The calculated autocorrelation traces and pulse durations also agree qualitatively with those observed in the experiments (Fig. 5 ). For 1320-nm pulses with P >200 MW, the pulse duration increases. However, the calculation does not show the saturation of pulse broadening at higher powers which is observed in the experiment [see Fig. 3(c)].
For comparison, if we ignore diffraction in the major axis, the calculated autocorrelation traces and pulse durations (Fig. 6 ) at z = 30 cm agree better with those observed in the experiments. However fully 3-dimensional simulations are required for more quantitative comparisons.

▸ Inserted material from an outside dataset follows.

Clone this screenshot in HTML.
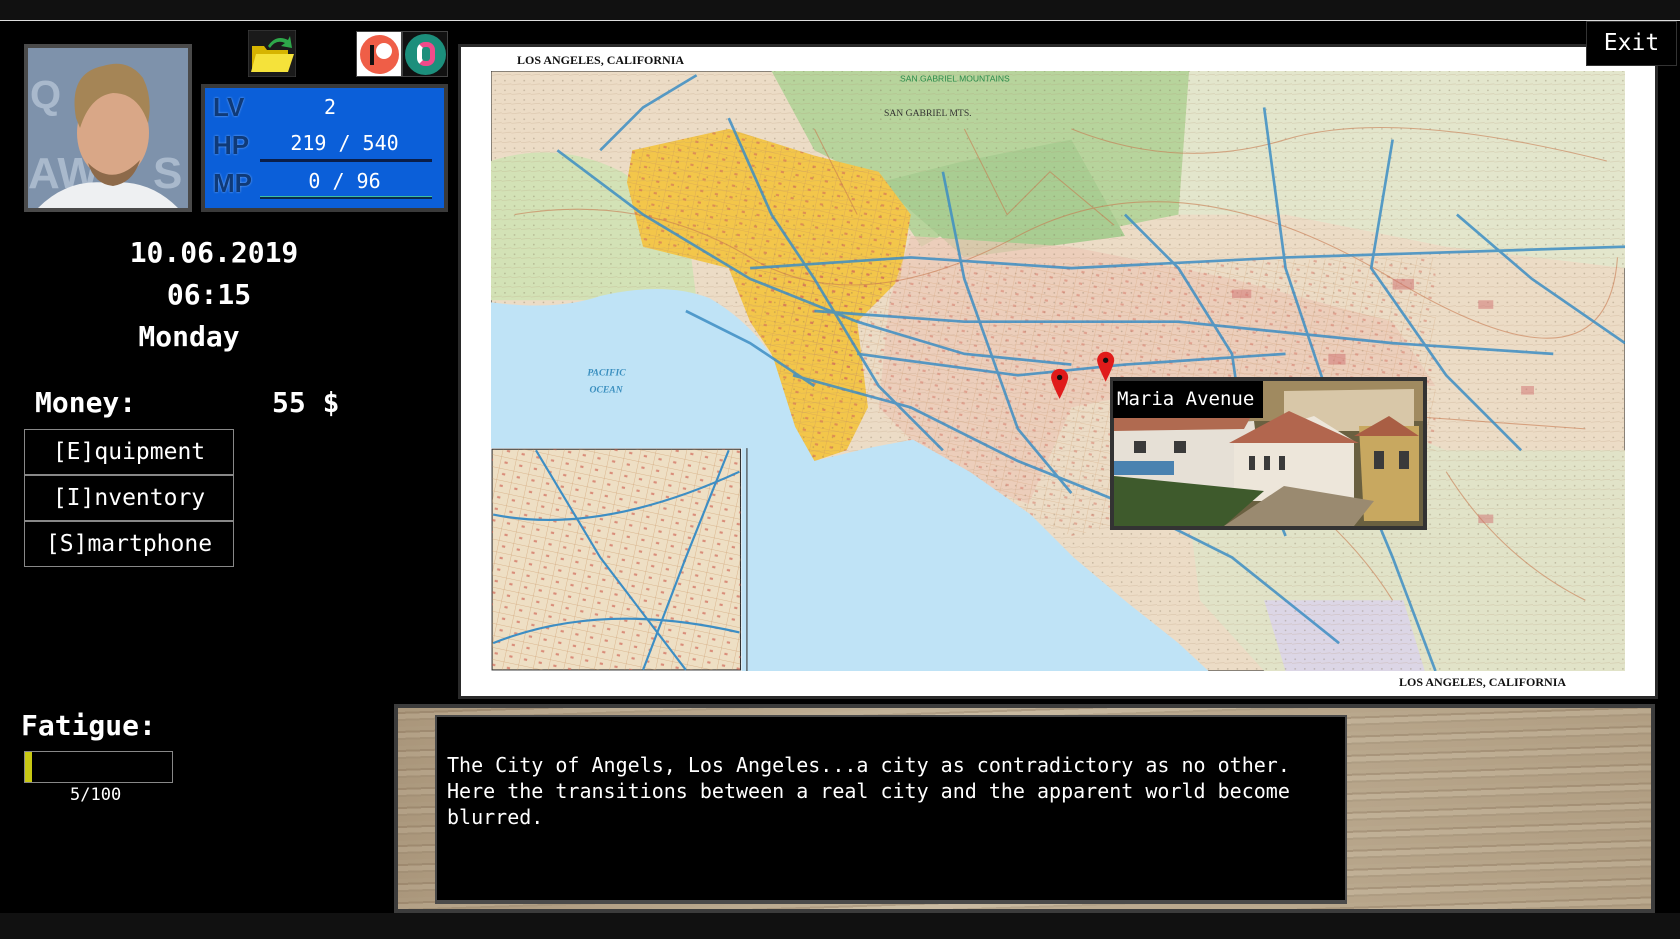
<!DOCTYPE html>
<html><head><meta charset="utf-8"><style>
*{margin:0;padding:0;box-sizing:border-box}
body{width:1680px;height:939px;background:#000;position:relative;overflow:hidden;font-family:"DejaVu Sans Mono","Liberation Mono",monospace;color:#fff}
.a{position:absolute}
.btn{position:absolute;left:24px;width:210px;height:46px;border:1px solid #888;font-size:23px;text-align:center;line-height:44px}
.big{font-size:28px;font-weight:bold}
.lbl{position:absolute;left:8px;font:bold 26px 'Liberation Sans',sans-serif;color:#0f3a78;text-shadow:0 0 2px #7fb4ff}
</style></head><body>
<div class="a" style="left:0;top:0;width:1680px;height:20px;background:#111"></div>
<div class="a" style="left:0;top:20px;width:1680px;height:1px;background:#ddd"></div>
<div class="a" style="left:0;top:913px;width:1680px;height:26px;background:#111"></div>

<div class="a" style="left:24px;top:44px;width:168px;height:168px;background:#4a4a4a;padding:4px">
<svg width="160" height="160" viewBox="0 0 160 160">
<rect width="160" height="160" fill="#7e92ab"/>
<text x="2" y="60" font-size="40" font-weight="bold" fill="#a9b9cc" font-family="Liberation Sans">Q</text>
<text x="0" y="140" font-size="44" font-weight="bold" fill="#a9b9cc" font-family="Liberation Sans">AW</text>
<text x="125" y="140" font-size="44" font-weight="bold" fill="#a9b9cc" font-family="Liberation Sans">S</text>
<path d="M10 160 Q40 130 80 135 Q120 130 150 160Z" fill="#eef0f2"/>
<ellipse cx="85" cy="85" rx="36" ry="46" fill="#d9a787"/>
<path d="M48 70 Q40 25 75 18 Q100 10 115 30 Q125 50 120 75 Q110 45 85 45 Q62 48 52 80Z" fill="#a58556"/>
<path d="M60 115 Q85 140 112 112 Q105 135 85 138 Q66 136 60 115Z" fill="#8d6a4a"/>
</svg></div>

<svg class="a" style="left:248px;top:30px" width="48" height="47" viewBox="0 0 48 47">
<rect width="48" height="47" fill="#1a1a1a" stroke="#444"/>
<path d="M4 16 L16 16 L19 20 L40 20 L40 42 L4 42Z" fill="#d6b400"/>
<path d="M8 24 L46 24 L40 42 L3 42Z" fill="#f5e23a"/>
<path d="M20 16 Q28 4 40 10 L42 6 L44 18 L33 16 L37 13 Q28 9 22 18Z" fill="#2ea84a"/>
</svg>
<div class="a" style="left:356px;top:31px;width:46px;height:46px;background:#fff;border:1px solid #444">
<div class="a" style="left:3px;top:3px;width:39px;height:39px;border-radius:50%;background:#ef5e47"></div>
<div class="a" style="left:13px;top:13px;width:4px;height:20px;background:#111"></div>
<div class="a" style="left:19px;top:11px;width:16px;height:16px;border-radius:50%;background:#fff"></div>
</div>
<div class="a" style="left:402px;top:31px;width:46px;height:46px;background:#111;border:1px solid #444">
<div class="a" style="left:2px;top:2px;width:41px;height:41px;border-radius:50%;background:#1c8f7c"></div>
<div class="a" style="left:14px;top:10px;width:18px;height:24px;border-radius:8px;border:5px solid #f04a8a;border-left-color:#fff"></div>
</div>

<div class="a" style="left:201px;top:84px;width:247px;height:128px;background:#3a3a3a;padding:4px">
<div style="position:relative;width:239px;height:120px;background:#0b5fd9">
<div class="lbl" style="top:4px">LV</div>
<div class="lbl" style="top:42px">HP</div>
<div class="lbl" style="top:80px">MP</div>
<div class="a" style="left:80px;width:90px;top:7px;font-size:20px;text-align:center">2</div>
<div class="a" style="left:52px;width:175px;top:43px;font-size:20px;text-align:center">219 / 540</div>
<div class="a" style="left:52px;width:175px;top:81px;font-size:20px;text-align:center">0 / 96</div>
<div class="a" style="left:55px;top:71px;width:172px;height:3px;background:#0a1e4a"></div>
<div class="a" style="left:55px;top:108px;width:172px;height:3px;background:#0a2a4a;border-top:1px solid #3fc0a0"></div>
</div></div>

<div class="a big" style="left:0;width:428px;top:236px;text-align:center">10.06.2019</div>
<div class="a big" style="left:0;width:418px;top:278px;text-align:center">06:15</div>
<div class="a big" style="left:0;width:378px;top:320px;text-align:center">Monday</div>
<div class="a big" style="left:35px;top:386px">Money:</div>
<div class="a big" style="left:272px;top:386px">55 $</div>
<div class="btn" style="top:429px">[E]quipment</div>
<div class="btn" style="top:475px">[I]nventory</div>
<div class="btn" style="top:521px">[S]martphone</div>
<div class="a big" style="left:21px;top:709px">Fatigue:</div>
<div class="a" style="left:24px;top:751px;width:149px;height:32px;border:1px solid #888"><div style="width:7px;height:30px;background:#c8c814"></div></div>
<div class="a" style="left:70px;top:785px;font-size:17px">5/100</div>

<div class="a" style="left:458px;top:44px;width:1200px;height:655px;background:#2a2a2a"></div>
<div class="a" style="left:461px;top:47px;width:1194px;height:649px;background:#fff"></div>
<div class="a" style="left:517px;top:53px;font:bold 12px 'Liberation Serif',serif;color:#111">LOS ANGELES, CALIFORNIA</div>
<div class="a" style="left:1399px;top:675px;font:bold 12px 'Liberation Serif',serif;color:#111">LOS ANGELES, CALIFORNIA</div>
<svg class="a" style="left:491px;top:71px" width="1134" height="600" viewBox="458 66 1059 560" preserveAspectRatio="none">
<defs>
<pattern id="st" width="14" height="11" patternUnits="userSpaceOnUse" patternTransform="rotate(12)">
<path d="M0 0 L14 0 M0 0 L0 11" stroke="#c8905e" stroke-width=".7" fill="none"/>
<rect x="4" y="4" width="3" height="2" fill="#d06a5a"/>
</pattern>
<pattern id="tx" width="9" height="9" patternUnits="userSpaceOnUse">
<circle cx="3" cy="3" r=".8" fill="#7a6a50"/><path d="M0 7 L9 6" stroke="#b09070" stroke-width=".5"/>
</pattern>
</defs>
<rect x="458" y="66" width="1059" height="560" fill="#ecdcc6" stroke="#333"/>
<path d="M458 150 Q520 130 580 160 L640 200 L650 280 L458 280Z" fill="#d3e2b6"/>
<path d="M720 66 L1110 66 L1100 200 L1000 220 L950 180 L860 230 L820 170 L760 140Z" fill="#b7d49c"/>
<path d="M820 170 L900 150 L1000 130 L1050 220 L900 240Z" fill="#a9cd92"/>
<path d="M1110 66 L1517 66 L1517 250 L1350 230 L1200 200 L1100 200Z" fill="#e3e6cc"/>
<path d="M1100 400 L1250 380 L1350 420 L1517 420 L1517 626 L1180 626 L1120 560Z" fill="#e1e3c8"/>
<path d="M1180 560 L1310 560 L1330 626 L1200 626Z" fill="#dcd6e6"/>
<path d="M590 140 L680 120 L760 145 L820 160 L850 200 L840 260 L800 300 L810 380 L790 420 L760 430 L740 400 L720 330 L700 300 L680 250 L600 230 L585 170Z" fill="#f3c64a"/>
<path d="M850 220 L1000 230 L1150 260 L1300 300 L1340 360 L1100 360 L1000 380 L960 470 L880 440 L820 380 L830 280Z" fill="#ecc7b6" opacity=".7"/>
<rect x="458" y="66" width="1059" height="560" fill="url(#tx)" opacity=".35"/>
<path d="M590 140 L680 120 L760 145 L820 160 L850 200 L840 260 L800 300 L810 380 L790 420 L760 430 L740 400 L720 330 L700 300 L680 250 L600 230 L585 170Z" fill="url(#st)" opacity=".6"/>
<path d="M700 250 L1340 240 L1340 420 L1000 500 L880 440 L760 330Z" fill="url(#st)" opacity=".45"/>
<path d="M458 282 Q520 290 560 276 Q620 262 662 278 Q700 300 722 335 L742 398 L760 430 L810 418 L852 410 L905 440 L962 480 L1002 520 L1052 562 L1100 600 L1128 626 L458 626Z" fill="#bfe3f6"/>
<g fill="none" stroke="#c87a50" stroke-width="1" opacity=".6">
<path d="M480 200 Q600 180 700 240 T950 220 T1300 260 T1510 240"/>
<path d="M1000 120 Q1100 160 1200 130 T1500 150"/>
<path d="M1150 420 Q1250 480 1300 560 M1350 440 Q1400 520 1480 560 M1200 380 L1480 400"/>
<path d="M900 120 L940 200 L980 160 L1040 210 M760 120 L800 200"/>
</g>
<g fill="none" stroke="#3d8ec4" stroke-width="2.5" opacity=".85">
<path d="M520 140 L600 200 L700 260 L800 300 L900 330 L1000 340"/>
<path d="M680 110 L720 200 L760 260 L820 360 L880 420"/>
<path d="M700 250 L850 240 L1000 250 L1200 240 L1517 230"/>
<path d="M760 290 L900 300 L1100 300 L1300 320 L1450 330"/>
<path d="M800 330 L950 350 L1050 340 L1200 330"/>
<path d="M880 160 L900 260 L950 400 L1000 460"/>
<path d="M1180 100 L1200 250 L1250 400 L1300 520 L1340 626"/>
<path d="M1300 130 L1280 250 L1350 350 L1420 420"/>
<path d="M740 350 L850 380 L950 430 L1050 470 L1150 520 L1250 600"/>
<path d="M560 140 L600 100 L650 70"/>
<path d="M1360 200 L1430 260 L1517 320"/>
<path d="M1050 200 L1100 250 L1150 330 L1160 400 L1200 500"/>
<path d="M640 290 L700 320 L760 360"/>
</g>
<g fill="#d07070" opacity=".5">
<rect x="1300" y="260" width="20" height="10"/><rect x="1380" y="280" width="14" height="8"/><rect x="1150" y="270" width="18" height="8"/>
<rect x="1240" y="330" width="16" height="10"/><rect x="1420" y="360" width="12" height="8"/><rect x="1380" y="480" width="14" height="8"/>
</g>
<text x="548" y="350" font-size="9" font-style="italic" font-weight="bold" fill="#3a8fbf" font-family="Liberation Serif">PACIFIC</text>
<text x="550" y="366" font-size="9" font-style="italic" font-weight="bold" fill="#3a8fbf" font-family="Liberation Serif">OCEAN</text>
<text x="840" y="76" font-size="8" fill="#2a8a4a" font-family="Liberation Sans">SAN GABRIEL MOUNTAINS</text>
<text x="825" y="108" font-size="9" fill="#333" font-family="Liberation Serif">SAN GABRIEL MTS.</text>
<rect x="458" y="418" width="234" height="208" fill="#fff"/>
<rect x="459" y="419" width="232" height="206" fill="#eedfc4" stroke="#333"/>
<rect x="459" y="419" width="232" height="206" fill="url(#st)" opacity=".7"/>
<g fill="none" stroke="#3d8ec4" stroke-width="2">
<path d="M460 480 Q560 500 690 440"/><path d="M500 420 L560 520 L640 625"/><path d="M460 600 Q560 560 690 590"/><path d="M680 420 L640 520 L600 625"/>
</g>
<line x1="697" y1="418" x2="697" y2="626" stroke="#333"/>
<path d="M989 372 Q981 356 981 352 A8 8 0 0 1 997 352 Q997 356 989 372Z" fill="#e01b1b"/><circle cx="989" cy="352" r="2.5" fill="#111"/>
<path d="M1032 356 Q1024 340 1024 336 A8 8 0 0 1 1040 336 Q1040 340 1032 356Z" fill="#e01b1b"/><circle cx="1032" cy="336" r="2.5" fill="#111"/>
</svg>

<div class="a" style="left:1110px;top:377px;width:317px;height:153px;background:#333;padding:4px">
<svg width="309" height="145" viewBox="0 0 309 145">
<rect width="309" height="145" fill="#6a6040"/>
<rect width="309" height="40" fill="#a08a60"/>
<path d="M170 10 L300 8 L300 50 L170 50Z" fill="#d8c7a8"/>
<path d="M0 45 L140 40 L150 120 L0 120Z" fill="#e6e0d6"/>
<path d="M0 35 L140 30 L130 48 L0 50Z" fill="#b06a50"/>
<path d="M120 60 L200 35 L240 60 L240 120 L120 120Z" fill="#ede6da"/>
<path d="M115 62 L175 30 L245 62Z" fill="#b2664e"/>
<path d="M245 45 L305 45 L305 140 L250 140Z" fill="#c8a860"/>
<path d="M240 55 L275 35 L305 55Z" fill="#a95e44"/>
<path d="M0 95 L150 110 L110 145 L0 145Z" fill="#3e5a2c"/>
<path d="M110 145 L170 105 L260 120 L240 145Z" fill="#9a8a70"/>
<rect x="0" y="80" width="60" height="14" fill="#4a82b0"/>
<g fill="#3a3a3a"><rect x="135" y="75" width="6" height="14"/><rect x="150" y="75" width="6" height="14"/><rect x="165" y="75" width="6" height="14"/><rect x="260" y="70" width="10" height="18"/><rect x="285" y="70" width="10" height="18"/><rect x="20" y="60" width="12" height="12"/><rect x="60" y="60" width="12" height="12"/></g>
</svg></div>
<div class="a" style="left:1113px;top:381px;width:150px;height:37px;background:#000;font-size:19px;line-height:37px;padding-left:4px">Maria Avenue</div>

<div class="a" style="left:1586px;top:21px;width:91px;height:45px;background:#000;border:1px solid #333;font-size:23px;text-align:center;line-height:43px">Exit</div>

<div class="a" style="left:394px;top:704px;width:1261px;height:209px;background:#3c3c3c;padding:4px">
<div style="width:100%;height:100%;background:linear-gradient(90deg,rgba(120,95,70,.25),rgba(255,255,255,.08) 40%,rgba(120,95,70,.15)),repeating-linear-gradient(178deg,#bdac90 0 4px,#aa977c 4px 6px,#c6b69b 6px 11px,#b1a085 11px 13px,#bba98d 13px 19px)"></div></div>
<div class="a" style="left:435px;top:715px;width:912px;height:189px;background:#000;border:2px solid #4a4a4a;border-bottom-width:4px"></div>
<div class="a" style="left:447px;top:752px;font-size:20px;line-height:26px;white-space:pre">The City of Angels, Los Angeles...a city as contradictory as no other.
Here the transitions between a real city and the apparent world become
blurred.</div>
</body></html>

In summary, we observe spatio-temporal focusing of an elliptical laser beam in a bulk medium with Kerr nonlinearity and anomalous GVD in a controllable manner. The beam breaks into a deterministic MF pattern, with each filament showing a Townes-like symmetric profile [26,27]. Due to the combined effect of spectral broadening via SPM and anomalous GVD, pulse compression by a factor of 3 simultaneously occurs. The simulation results suggest that the highly localized spatio-temporal wave can form via multifilamentation, which is in contrast to the formation of multiple peaks via pulse splitting in the normal-GVD regime . In the future, we will investigate whether each filament generated from the break-up of the elliptical beam can propagate as a 3-D optical bullet under appropriate conditions.
This work was supported by NSF under Grant No. PHY-0703870 and the Army Research Office under Grant No. 186695-PH. The authors gratefully acknowledge useful discussions with M. Foster and A. Chong.